Task details :: Copy out all lines with the word "Tailwind" in them.

Data provided ::
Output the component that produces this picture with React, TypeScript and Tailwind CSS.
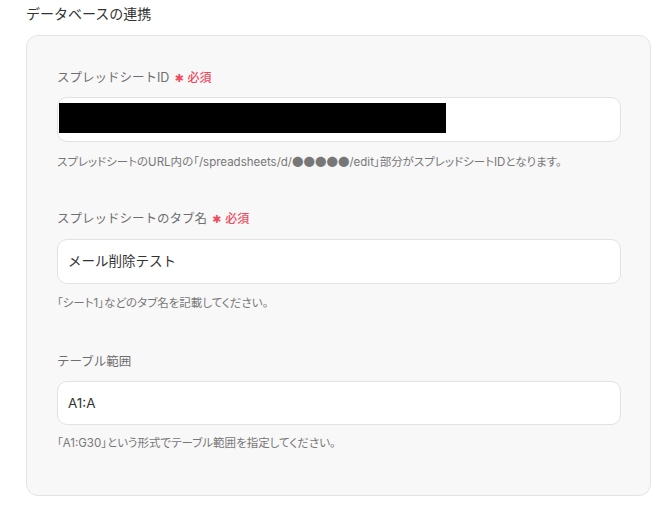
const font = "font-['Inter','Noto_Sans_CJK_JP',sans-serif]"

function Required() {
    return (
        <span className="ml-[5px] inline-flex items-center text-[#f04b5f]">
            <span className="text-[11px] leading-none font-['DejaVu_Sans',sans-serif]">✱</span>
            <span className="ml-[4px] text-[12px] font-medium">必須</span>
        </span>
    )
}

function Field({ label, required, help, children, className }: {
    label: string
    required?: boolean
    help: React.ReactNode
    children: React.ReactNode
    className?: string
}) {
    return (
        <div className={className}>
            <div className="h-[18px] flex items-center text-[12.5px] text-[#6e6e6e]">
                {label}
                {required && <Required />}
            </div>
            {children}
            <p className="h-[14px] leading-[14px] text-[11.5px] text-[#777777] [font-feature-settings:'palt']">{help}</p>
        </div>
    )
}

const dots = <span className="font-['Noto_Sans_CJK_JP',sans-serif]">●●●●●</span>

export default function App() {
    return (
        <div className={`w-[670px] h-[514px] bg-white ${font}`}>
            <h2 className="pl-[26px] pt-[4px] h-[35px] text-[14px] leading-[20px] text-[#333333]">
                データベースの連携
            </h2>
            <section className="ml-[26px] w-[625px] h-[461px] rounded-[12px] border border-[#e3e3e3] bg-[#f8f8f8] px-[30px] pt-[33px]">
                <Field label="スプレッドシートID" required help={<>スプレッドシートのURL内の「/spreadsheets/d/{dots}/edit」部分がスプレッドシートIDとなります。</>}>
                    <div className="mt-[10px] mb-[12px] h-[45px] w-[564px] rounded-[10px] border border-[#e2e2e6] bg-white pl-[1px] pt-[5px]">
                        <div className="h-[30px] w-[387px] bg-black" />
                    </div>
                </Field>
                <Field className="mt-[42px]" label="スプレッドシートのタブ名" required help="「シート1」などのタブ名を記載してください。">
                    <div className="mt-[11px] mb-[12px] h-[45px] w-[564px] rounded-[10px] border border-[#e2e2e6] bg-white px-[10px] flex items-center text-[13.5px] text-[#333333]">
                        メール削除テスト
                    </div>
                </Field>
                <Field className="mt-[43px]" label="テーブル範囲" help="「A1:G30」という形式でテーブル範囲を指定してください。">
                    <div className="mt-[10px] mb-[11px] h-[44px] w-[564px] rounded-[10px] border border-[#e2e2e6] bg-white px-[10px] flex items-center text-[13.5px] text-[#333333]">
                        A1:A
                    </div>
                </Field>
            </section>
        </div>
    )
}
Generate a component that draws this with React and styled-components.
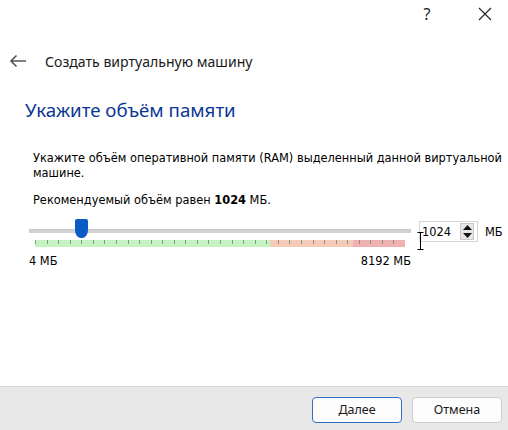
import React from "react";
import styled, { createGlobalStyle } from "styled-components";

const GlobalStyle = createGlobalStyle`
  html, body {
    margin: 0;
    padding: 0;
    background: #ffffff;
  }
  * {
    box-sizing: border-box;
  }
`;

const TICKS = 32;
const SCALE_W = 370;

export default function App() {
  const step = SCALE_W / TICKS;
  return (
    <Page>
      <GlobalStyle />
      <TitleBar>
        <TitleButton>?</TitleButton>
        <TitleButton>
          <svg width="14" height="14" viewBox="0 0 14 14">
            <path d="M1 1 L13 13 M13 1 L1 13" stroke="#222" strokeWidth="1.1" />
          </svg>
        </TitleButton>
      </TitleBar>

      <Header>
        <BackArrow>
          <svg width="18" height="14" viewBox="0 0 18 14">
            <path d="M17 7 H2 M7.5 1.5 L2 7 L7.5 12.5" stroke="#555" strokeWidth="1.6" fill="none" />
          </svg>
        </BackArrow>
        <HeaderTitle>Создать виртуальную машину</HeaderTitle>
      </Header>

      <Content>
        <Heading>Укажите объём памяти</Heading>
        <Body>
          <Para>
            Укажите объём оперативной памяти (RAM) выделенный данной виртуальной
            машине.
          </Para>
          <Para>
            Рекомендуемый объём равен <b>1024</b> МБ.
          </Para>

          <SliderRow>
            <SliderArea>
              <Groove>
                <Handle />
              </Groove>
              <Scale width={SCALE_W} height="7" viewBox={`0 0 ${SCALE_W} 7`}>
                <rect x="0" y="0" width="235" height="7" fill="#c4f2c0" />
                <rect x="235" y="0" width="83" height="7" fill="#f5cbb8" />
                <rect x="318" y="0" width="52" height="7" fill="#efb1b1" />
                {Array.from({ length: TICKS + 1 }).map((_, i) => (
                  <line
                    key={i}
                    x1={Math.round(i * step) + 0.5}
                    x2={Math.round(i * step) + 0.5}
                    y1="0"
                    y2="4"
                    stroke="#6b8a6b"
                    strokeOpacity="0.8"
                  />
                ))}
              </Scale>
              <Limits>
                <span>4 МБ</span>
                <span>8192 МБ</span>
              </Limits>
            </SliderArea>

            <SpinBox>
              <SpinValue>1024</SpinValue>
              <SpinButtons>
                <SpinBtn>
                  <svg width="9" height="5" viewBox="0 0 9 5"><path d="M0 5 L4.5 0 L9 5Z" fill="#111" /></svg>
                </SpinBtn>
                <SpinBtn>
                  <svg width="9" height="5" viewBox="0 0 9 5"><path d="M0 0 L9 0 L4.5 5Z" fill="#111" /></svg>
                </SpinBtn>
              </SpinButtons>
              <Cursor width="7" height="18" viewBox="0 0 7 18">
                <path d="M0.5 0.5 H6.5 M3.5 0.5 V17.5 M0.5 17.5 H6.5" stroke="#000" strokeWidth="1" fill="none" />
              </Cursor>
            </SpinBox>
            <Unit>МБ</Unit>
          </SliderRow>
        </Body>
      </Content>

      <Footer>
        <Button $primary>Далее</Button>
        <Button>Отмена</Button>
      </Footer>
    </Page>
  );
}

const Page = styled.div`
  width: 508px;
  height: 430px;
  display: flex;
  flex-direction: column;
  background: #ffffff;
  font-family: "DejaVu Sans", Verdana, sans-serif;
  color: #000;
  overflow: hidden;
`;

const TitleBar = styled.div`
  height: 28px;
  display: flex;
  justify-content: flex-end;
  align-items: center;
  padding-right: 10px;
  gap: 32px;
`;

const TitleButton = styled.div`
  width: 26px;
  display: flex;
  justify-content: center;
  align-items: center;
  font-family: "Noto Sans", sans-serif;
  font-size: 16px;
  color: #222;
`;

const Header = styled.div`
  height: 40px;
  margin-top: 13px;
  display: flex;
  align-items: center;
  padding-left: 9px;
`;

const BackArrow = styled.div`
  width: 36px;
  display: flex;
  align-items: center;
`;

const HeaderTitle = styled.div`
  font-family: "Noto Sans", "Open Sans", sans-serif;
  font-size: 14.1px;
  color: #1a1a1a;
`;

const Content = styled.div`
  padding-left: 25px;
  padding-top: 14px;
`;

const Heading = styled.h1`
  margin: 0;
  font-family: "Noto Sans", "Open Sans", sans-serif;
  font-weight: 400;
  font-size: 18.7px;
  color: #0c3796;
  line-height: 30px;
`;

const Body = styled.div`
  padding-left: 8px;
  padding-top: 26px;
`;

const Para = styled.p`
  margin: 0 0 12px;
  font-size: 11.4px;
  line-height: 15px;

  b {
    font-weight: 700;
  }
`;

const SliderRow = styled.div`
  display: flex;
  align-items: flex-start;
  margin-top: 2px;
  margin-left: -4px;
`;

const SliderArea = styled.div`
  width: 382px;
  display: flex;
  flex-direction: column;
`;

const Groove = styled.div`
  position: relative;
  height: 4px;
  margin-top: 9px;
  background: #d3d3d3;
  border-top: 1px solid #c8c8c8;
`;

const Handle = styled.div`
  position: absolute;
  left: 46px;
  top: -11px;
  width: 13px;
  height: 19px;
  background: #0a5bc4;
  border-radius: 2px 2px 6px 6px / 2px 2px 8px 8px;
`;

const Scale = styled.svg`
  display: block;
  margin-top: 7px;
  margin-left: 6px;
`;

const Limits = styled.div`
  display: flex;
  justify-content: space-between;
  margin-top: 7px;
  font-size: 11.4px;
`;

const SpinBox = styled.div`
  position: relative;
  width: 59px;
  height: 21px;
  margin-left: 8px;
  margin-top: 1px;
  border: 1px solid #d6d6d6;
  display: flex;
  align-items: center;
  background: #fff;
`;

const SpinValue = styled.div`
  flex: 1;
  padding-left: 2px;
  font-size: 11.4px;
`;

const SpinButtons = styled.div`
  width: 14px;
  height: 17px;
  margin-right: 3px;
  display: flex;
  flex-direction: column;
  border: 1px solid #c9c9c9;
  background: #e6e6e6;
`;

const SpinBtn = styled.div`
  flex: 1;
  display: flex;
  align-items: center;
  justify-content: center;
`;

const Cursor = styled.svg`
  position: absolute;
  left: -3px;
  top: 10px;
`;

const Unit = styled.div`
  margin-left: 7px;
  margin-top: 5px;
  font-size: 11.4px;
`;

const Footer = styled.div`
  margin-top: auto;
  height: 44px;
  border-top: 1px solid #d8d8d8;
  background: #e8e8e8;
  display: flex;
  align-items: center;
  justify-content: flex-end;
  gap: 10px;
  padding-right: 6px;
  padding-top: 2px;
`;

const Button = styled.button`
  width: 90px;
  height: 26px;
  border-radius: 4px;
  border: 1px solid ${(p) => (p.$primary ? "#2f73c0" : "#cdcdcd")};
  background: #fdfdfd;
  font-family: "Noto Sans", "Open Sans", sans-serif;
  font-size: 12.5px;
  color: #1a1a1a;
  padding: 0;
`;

==

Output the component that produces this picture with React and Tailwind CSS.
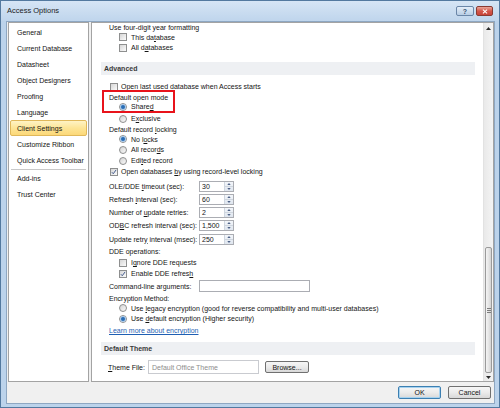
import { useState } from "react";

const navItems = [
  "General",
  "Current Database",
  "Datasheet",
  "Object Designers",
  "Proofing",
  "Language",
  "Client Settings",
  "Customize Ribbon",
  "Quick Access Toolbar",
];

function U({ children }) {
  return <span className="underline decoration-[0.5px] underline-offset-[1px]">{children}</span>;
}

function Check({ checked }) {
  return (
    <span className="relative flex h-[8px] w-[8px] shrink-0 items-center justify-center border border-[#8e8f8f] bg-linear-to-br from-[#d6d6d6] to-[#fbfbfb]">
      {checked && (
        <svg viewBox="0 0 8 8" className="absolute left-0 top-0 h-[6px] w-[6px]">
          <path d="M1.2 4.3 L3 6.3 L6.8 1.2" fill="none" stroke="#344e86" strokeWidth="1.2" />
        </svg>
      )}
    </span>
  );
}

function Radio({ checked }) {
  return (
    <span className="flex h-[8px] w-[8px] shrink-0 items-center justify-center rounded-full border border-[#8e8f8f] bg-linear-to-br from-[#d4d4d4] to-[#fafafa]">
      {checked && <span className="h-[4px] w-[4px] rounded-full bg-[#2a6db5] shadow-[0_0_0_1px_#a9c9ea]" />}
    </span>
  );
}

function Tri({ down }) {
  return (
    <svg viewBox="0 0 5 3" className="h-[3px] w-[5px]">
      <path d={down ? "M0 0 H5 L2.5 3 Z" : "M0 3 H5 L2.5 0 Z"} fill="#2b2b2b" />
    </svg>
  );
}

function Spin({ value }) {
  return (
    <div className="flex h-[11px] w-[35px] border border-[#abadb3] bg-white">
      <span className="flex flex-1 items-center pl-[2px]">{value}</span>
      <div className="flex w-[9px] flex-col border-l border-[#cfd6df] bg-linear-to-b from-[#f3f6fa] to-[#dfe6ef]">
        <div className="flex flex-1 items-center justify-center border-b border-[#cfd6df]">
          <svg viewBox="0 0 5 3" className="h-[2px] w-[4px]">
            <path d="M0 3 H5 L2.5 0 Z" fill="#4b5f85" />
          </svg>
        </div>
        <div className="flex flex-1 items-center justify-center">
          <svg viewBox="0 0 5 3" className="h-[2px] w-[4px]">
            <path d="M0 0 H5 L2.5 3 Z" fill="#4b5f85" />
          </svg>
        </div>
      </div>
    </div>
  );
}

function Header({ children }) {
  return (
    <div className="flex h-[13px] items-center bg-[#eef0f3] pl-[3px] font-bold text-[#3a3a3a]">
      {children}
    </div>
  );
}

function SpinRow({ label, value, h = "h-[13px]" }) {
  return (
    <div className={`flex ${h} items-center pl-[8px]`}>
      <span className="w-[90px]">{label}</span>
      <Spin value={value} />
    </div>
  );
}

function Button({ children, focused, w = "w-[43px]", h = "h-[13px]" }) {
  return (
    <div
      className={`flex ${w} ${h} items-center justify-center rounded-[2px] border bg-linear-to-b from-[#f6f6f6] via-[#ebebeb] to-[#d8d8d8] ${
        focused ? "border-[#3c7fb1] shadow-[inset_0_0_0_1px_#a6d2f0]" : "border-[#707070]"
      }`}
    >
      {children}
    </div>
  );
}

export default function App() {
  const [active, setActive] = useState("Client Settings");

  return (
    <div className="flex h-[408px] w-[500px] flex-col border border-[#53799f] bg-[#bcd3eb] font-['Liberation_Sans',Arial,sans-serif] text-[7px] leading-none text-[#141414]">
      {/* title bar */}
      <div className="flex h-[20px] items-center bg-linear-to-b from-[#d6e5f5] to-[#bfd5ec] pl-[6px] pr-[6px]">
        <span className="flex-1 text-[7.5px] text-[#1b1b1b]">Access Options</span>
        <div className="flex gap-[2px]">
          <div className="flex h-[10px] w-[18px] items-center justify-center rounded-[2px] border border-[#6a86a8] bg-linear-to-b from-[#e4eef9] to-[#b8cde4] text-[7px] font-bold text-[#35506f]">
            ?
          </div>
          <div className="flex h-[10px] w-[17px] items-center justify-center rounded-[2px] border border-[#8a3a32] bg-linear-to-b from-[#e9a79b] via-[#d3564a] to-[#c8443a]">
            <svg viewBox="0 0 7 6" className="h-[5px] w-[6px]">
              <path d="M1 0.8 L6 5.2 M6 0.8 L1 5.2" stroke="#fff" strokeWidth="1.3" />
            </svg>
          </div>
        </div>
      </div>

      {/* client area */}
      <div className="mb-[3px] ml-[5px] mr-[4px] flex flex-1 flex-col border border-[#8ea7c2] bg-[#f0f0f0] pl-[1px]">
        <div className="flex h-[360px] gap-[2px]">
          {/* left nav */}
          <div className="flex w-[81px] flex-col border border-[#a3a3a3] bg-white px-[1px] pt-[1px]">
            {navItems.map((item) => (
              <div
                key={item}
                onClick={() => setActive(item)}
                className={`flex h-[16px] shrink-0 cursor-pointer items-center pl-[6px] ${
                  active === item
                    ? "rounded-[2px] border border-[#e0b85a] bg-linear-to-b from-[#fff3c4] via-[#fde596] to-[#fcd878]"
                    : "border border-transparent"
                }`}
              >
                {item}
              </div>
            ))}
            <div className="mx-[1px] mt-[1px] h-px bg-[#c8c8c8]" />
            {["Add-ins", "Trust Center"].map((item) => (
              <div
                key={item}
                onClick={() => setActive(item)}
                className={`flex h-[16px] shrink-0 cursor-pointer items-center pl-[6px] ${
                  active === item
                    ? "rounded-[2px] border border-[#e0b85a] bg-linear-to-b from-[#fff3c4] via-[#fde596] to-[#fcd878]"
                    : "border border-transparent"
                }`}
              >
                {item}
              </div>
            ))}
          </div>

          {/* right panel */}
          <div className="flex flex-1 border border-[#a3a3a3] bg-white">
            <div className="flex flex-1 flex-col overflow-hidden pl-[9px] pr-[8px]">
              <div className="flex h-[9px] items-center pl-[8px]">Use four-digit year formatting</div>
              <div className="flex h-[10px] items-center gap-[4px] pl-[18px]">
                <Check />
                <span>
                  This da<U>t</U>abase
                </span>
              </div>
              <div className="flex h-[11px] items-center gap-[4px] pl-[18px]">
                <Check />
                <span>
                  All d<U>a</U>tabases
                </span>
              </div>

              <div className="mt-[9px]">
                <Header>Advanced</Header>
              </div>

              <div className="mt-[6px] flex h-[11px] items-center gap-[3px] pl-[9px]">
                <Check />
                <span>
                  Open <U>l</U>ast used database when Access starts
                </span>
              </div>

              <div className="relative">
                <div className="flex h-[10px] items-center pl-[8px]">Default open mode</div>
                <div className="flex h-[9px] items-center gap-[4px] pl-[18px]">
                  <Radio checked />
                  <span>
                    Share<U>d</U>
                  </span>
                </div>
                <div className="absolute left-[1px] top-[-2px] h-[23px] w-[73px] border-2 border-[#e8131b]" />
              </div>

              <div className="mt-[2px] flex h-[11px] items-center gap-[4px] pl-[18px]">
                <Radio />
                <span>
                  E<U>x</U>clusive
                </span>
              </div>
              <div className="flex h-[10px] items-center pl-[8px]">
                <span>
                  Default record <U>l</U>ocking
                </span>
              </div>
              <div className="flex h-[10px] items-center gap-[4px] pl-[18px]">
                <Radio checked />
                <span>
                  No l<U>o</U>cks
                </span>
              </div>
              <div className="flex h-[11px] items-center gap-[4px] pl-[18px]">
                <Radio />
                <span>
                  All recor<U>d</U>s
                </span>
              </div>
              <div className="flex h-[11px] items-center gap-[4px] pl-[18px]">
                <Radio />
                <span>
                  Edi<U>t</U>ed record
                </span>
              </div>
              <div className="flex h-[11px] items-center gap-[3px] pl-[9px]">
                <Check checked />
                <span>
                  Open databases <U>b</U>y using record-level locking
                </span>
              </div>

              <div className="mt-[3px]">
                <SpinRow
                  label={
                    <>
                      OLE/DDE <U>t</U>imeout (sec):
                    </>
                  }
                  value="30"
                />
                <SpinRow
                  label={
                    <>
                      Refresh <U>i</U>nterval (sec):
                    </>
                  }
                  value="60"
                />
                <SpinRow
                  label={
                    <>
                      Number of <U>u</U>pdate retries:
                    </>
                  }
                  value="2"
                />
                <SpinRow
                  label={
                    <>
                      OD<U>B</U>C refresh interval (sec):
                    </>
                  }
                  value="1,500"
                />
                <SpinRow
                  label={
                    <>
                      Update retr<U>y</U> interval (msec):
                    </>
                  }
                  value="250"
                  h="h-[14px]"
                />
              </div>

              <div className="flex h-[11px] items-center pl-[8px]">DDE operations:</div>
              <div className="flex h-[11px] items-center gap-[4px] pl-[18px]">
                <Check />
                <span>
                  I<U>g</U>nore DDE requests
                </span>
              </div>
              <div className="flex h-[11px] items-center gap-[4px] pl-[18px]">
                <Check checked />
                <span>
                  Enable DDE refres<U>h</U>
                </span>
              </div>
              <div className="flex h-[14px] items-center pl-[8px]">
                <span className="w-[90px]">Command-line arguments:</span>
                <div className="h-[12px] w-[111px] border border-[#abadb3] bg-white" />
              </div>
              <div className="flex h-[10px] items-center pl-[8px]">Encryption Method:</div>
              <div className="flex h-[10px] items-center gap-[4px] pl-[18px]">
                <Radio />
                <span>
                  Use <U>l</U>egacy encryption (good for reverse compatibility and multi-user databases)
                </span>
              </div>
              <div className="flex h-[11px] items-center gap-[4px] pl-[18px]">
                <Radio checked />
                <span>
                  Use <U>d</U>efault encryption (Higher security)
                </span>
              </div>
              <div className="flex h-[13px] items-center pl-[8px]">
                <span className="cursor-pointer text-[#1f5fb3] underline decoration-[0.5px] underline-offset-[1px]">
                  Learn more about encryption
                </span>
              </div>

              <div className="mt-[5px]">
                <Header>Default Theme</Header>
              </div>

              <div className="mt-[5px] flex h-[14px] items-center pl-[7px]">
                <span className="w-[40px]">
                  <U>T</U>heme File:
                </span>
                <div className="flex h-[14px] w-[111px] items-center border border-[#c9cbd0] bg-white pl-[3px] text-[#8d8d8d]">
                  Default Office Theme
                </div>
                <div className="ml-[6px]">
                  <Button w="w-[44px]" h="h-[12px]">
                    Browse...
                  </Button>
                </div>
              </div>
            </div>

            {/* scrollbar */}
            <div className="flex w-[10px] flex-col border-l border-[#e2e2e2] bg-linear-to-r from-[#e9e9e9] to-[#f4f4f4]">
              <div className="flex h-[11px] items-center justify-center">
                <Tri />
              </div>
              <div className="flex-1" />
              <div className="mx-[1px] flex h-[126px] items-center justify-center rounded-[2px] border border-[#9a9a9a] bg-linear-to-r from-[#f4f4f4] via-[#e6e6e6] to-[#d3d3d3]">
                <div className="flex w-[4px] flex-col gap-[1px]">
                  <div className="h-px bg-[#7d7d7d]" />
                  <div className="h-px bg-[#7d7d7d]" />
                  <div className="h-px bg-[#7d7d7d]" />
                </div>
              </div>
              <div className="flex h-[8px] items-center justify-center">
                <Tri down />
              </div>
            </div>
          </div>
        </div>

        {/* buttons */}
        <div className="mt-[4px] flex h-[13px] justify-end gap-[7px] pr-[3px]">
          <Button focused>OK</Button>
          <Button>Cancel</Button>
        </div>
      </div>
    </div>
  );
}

Exercise output ::
Output the component that produces this picture with React, TypeScript and Tailwind CSS.
Output the component that produces this picture with React and Tailwind CSS.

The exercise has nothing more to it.